まず、うちわの型に合わせた紙に俳句と絵を描き、これを和紙に写し取る。伝統的な絵柄は30ほどあり、夏の風物だけでなく、実は雪やうぐいすなどの原案もあるそうだ。「透かし」は、絵の中でとくに強調したい大切なポイント。たとえば花であれば花びら、蛍であれば淡い光といった部分を切り抜いて薄紙を貼ることで、繊細な立体感が作られる。
「歌つぎ」の俳句は、筆で句の最初から終わりまでの文字を続けて書くことで、切り抜きが可能となる。文字群の下の線を切っていくことで、雲形の模様に見えるのだが、「印刀」という小さなナイフを使って、文字に沿って前に切り進む。仕上がりの精密さからすればその作業は意外なほど、リズミカルで速い。

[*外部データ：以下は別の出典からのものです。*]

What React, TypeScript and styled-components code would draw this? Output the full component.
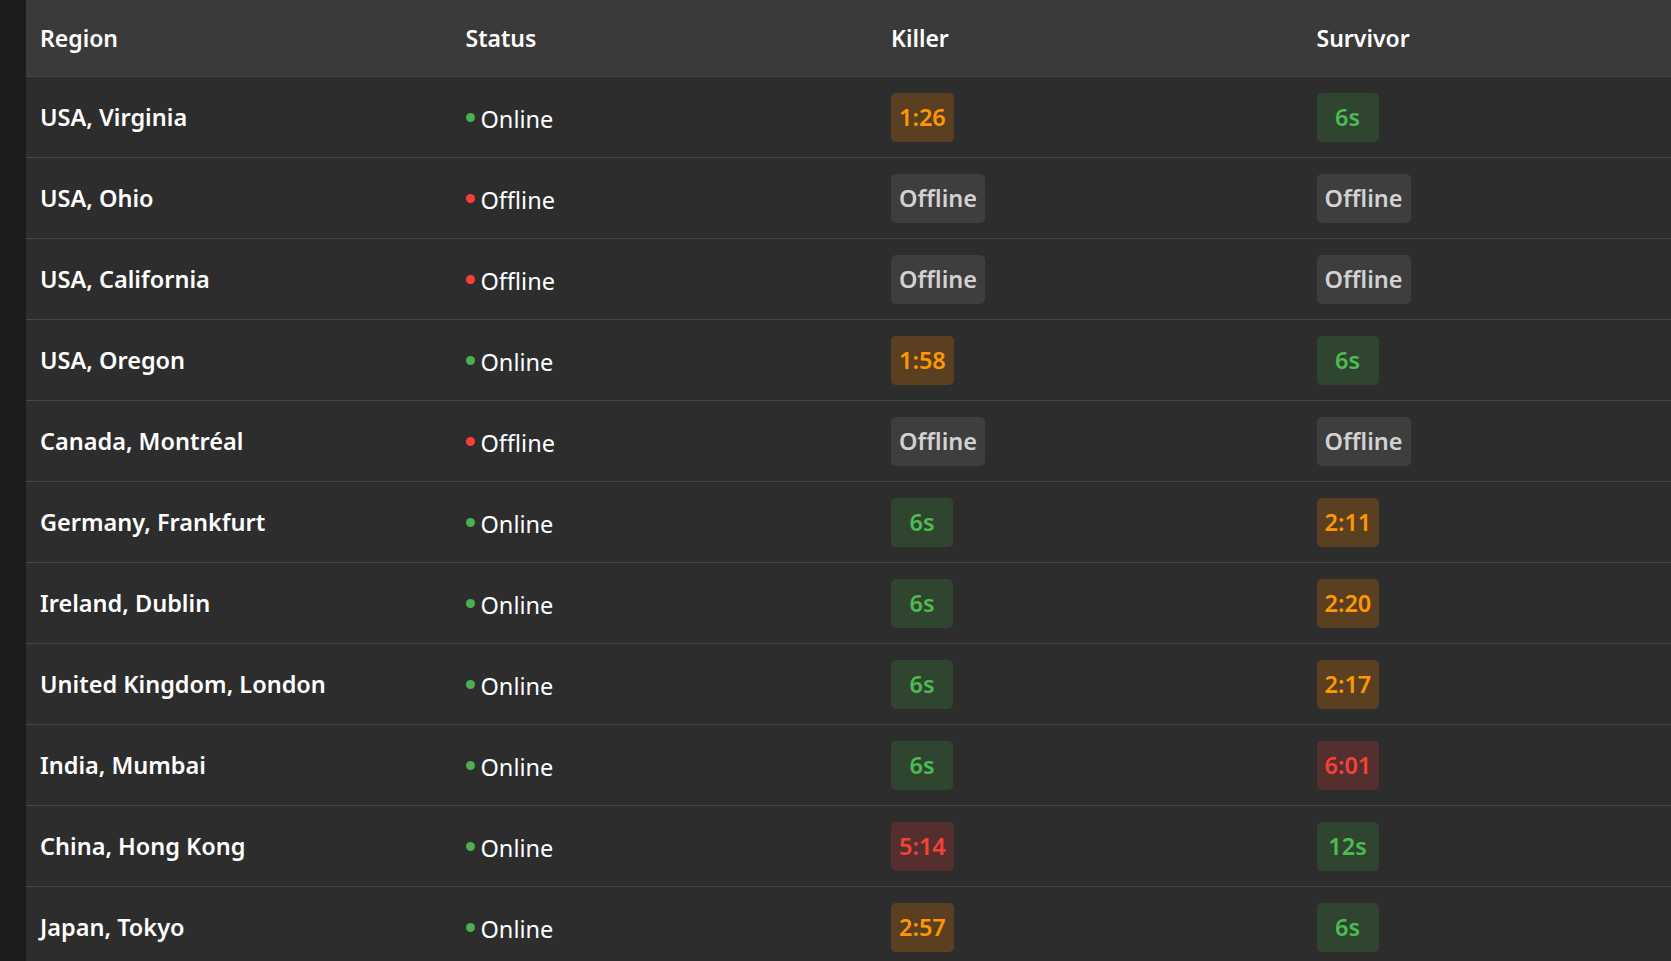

撫川うちわ独特の技法は、言葉で伝えることが難しく、一度やってみて、師のやり方をじっと見ながら覚えるそうだ。
撫川うちわの技法と歴史を伝える
1985(昭和60)年、製作技術の保存と後継者育成を目的に、撫川うちわ保存会「三杉会」が結成された。現在、製作を行なうのは、石原中山(ちゅうざん)さん、平松龍四郎(号:龍山)さん、宮脇香俊ら5人の作家だ。仕事を引退後、撫川うちわづくりに専念する彼らには、「撫川うちわの技法と歴史を残さなければ」という責任感があり、岡山市立吉備公民館(岡山市北区)で撫川うちわ製作実習講座を行なっている。

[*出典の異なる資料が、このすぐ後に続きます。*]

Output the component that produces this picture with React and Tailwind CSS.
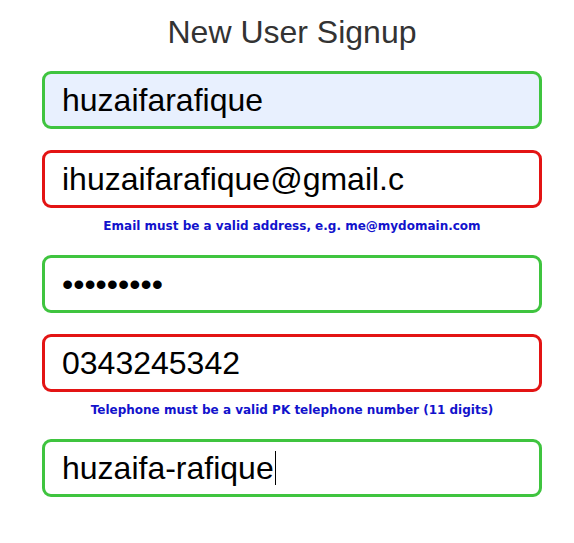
import React from "react";

const font = { fontFamily: '"Liberation Sans", Arial, sans-serif' };
const errFont = { fontFamily: '"DejaVu Sans", Verdana, sans-serif' };

function Field({ value, color, bg = "bg-white", type = "text" }) {
  return (
    <input
      readOnly
      type={type}
      value={value}
      className={`block h-[58px] w-full rounded-[9px] border-[3px] ${color} ${bg} px-[17px] text-[32px] leading-[37px] text-black outline-none`}
      style={font}
    />
  );
}

function Err({ children }) {
  return (
    <p
      className="mt-[10px] text-center text-[12px] font-bold leading-[16px] text-[#1212cc]"
      style={errFont}
    >
      {children}
    </p>
  );
}

export default function App() {
  return (
    <div className="min-h-[543px] w-[574px] bg-white" style={font}>
      <div className="ml-[42px] w-[500px] pt-[14px]">
        <h1 className="text-center text-[32px] font-normal leading-[37px] text-[#333333]">
          New User Signup
        </h1>
        <div className="mt-[20px] flex flex-col gap-[21px]">
          <Field value="huzaifarafique" color="border-[#3fc43f]" bg="bg-[#e8f0fe]" />
          <div>
            <Field value="ihuzaifarafique@gmail.c" color="border-[#e31414]" />
            <Err>Email must be a valid address, e.g. me@mydomain.com</Err>
          </div>
          <Field value="123456789" type="password" color="border-[#3fc43f]" />
          <div>
            <Field value="0343245342" color="border-[#e31414]" />
            <Err>Telephone must be a valid PK telephone number (11 digits)</Err>
          </div>
          <div className="flex h-[58px] w-full items-center rounded-[9px] border-[3px] border-[#3fc43f] bg-white px-[17px] text-[32px] leading-[37px] text-black">
            <span>huzaifa-rafique</span>
            <span className="ml-[1px] inline-block h-[34px] w-[1px] bg-black" />
          </div>
        </div>
      </div>
    </div>
  );
}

石原さんの工房に集まった3人は、好きなものについて夢中になって話をする中学生のような雰囲気がある。製作の秘策は、「いらいらせずに、丁寧に」。「必要なのは器用さじゃなく、コツコツやる根気」と語る。のべにすると3日で一本の割合で完成するという。「男持ち」、「女持ち」、「飾りうちわ」の3つのサイズがある。